Microstructural evolution of nanocrystalline Fe–Zr alloys upon annealing treatment

• We show clear evidence of precipitation of Fe3Zr phase above 600 °C.
• Stabilization of nanostructure is not solely controlled by thermodynamic mechanism.
• Above 600 °C, Zener pinning plays an important role in stabilizing nanostructure.

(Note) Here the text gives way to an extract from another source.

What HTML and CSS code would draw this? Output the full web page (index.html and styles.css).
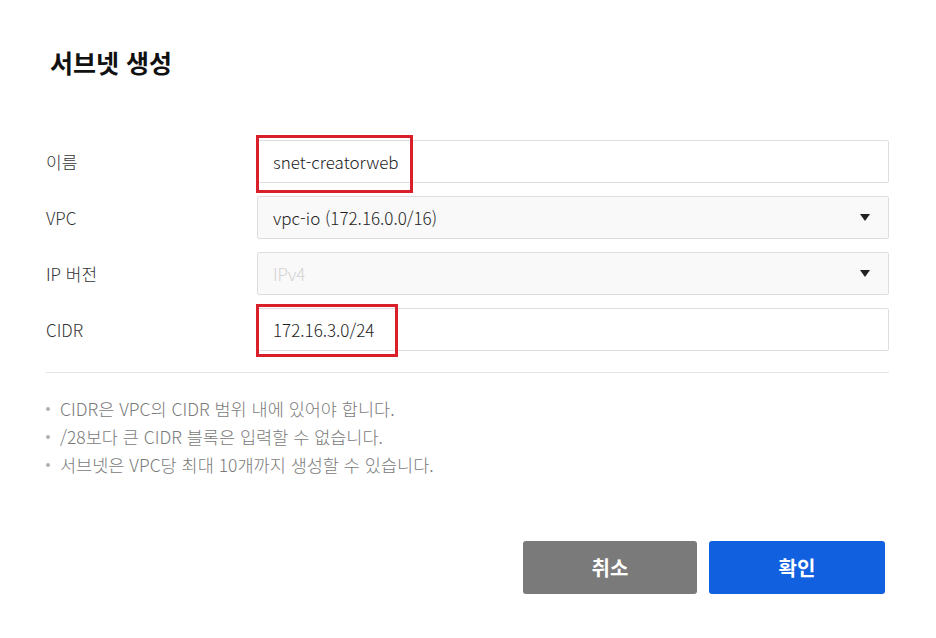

Nanocrystalline Fe–Zr alloys exhibit an extraordinary thermal stability at elevated temperatures, which enables their potential applications in various fields. However, there remain concerns regarding the controlling stabilization mechanisms responsible for their thermal stability. In this work, two nanocrystalline Fe–Zr alloys containing 1 at.% Zr and 5 at.% Zr were annealed at various temperatures (Tann) up to 900 °C. Microstructural evolution of the alloys upon annealing was investigated by means of an X-ray diffractometer equipped with a 2-dimensional detector and transmission electron microscopy. Below 600 °C, microstructures of the two alloys consist of single nanocrystalline ferrite whose grain size is rather stable upon annealing treatments. Above 600 °C, accompanying the precipitation of Fe3Zr phase, an apparent grain coarsening of ferrite is observed, whereas the thermal stability of the alloys is still considerably higher than that of nanocrystalline pure Fe. Based on the experimental results, it was claimed that stabilization of the nanocrystalline Fe–Zr alloys should not be totally ascribed to the thermodynamic stabilization mechanism due to the reduction in grain boundary energy as suggested in earlier investigations [K.A. Darling et al., Scr. Mater. 59 (2008) 530 and K.A. Darling et al., Mater. Sci. Eng. A527 (2010) 3572]; when Tann is higher than 600 °C, along with the precipitation of Fe3Zr, the effect of thermodynamic stabilization is weakened, the kinetic effect arising from Zener pinning of Fe3Zr precipitates turns to be an important mechanism contributing to the stabilization of the nanoscale grain size.